FaceMan: I have been exactly where you are. You are still in the shock and early parts of this. So it all overwhelming and confusing. Our MLC spouses are cycling and are confused and thrashing about, and as long as we are "attached" we find ourselves doing the same, going from hope to despair, from wanting to stick it out to run away, no option is good and everything seems very painful.
So first things first: remember the 3 Cs. You didn't cause it, you can't cure it, you can't control it. How you are feeling now I suggest you have to go no contact and separate as soon as possible and as much as possible. If you are in the same house do whatever you can to not spend time with her and reopen the wounds. Seeing her is painful, she looks like that same person, but she is not. And this is very confusing and damaging to us, because it DOESN'T make sense. This is not a normal process, it is a traumatic loss of someone.

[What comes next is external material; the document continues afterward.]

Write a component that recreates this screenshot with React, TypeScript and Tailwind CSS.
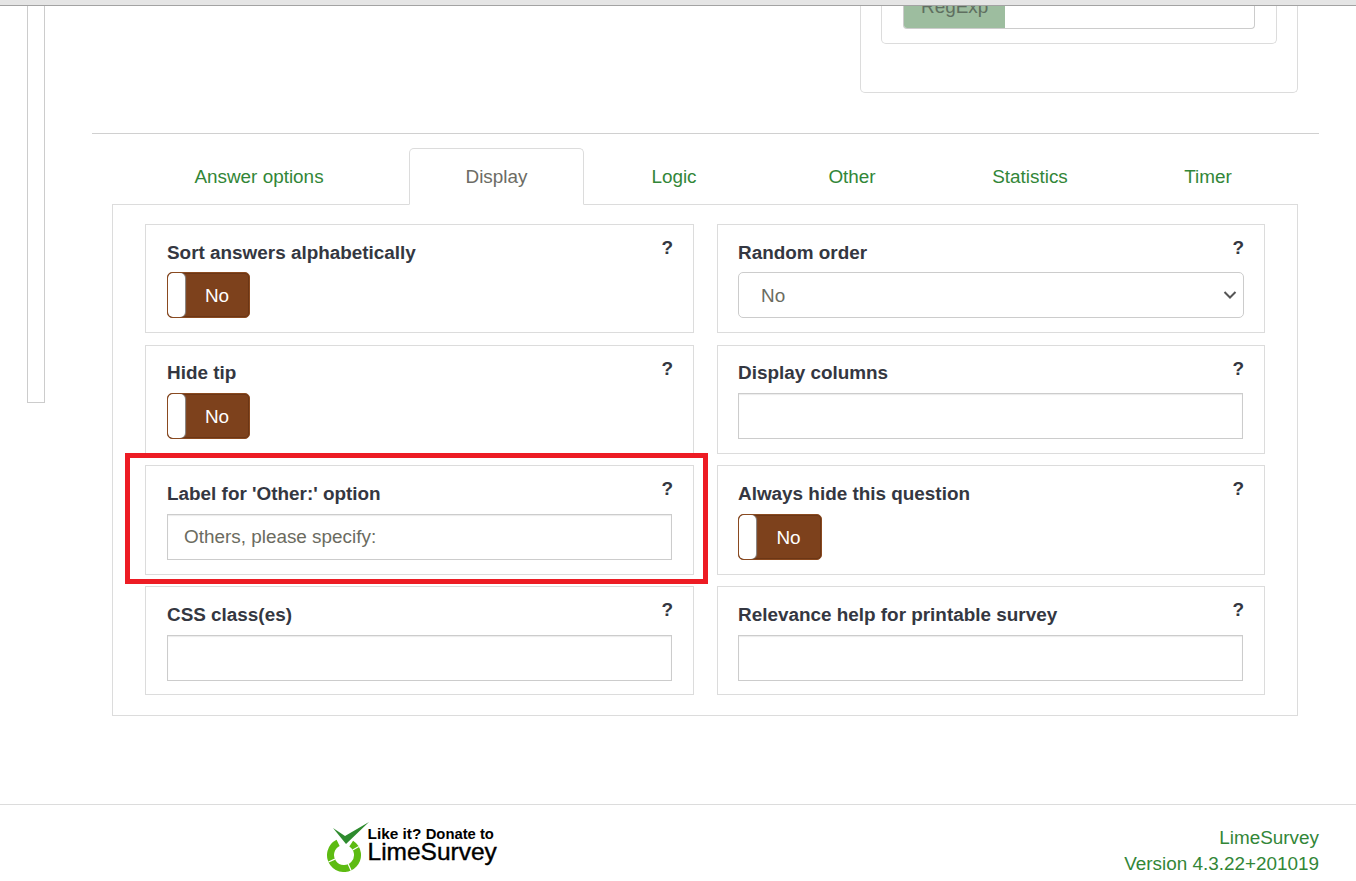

Reading back through your thread I see you may want to wait for her, then I see posts where you are in so much pain you just want it to stop. Start by deciding NOTHING right now, just stabilize yourself by separating, find your footing. She will say many things, and be sure of each one when she says it. She may remember what she said next week, or she may remember nothing. But she is NOT snapping out of it anytime soon. So get your footing, and ONLY when you do you can start deciding if and how long you want to stay around, and what are you hoping to do.
Take it one minute, one hour and one day at a time. Stop the immediate pain and damage and try to take care of yourself one minute at a time.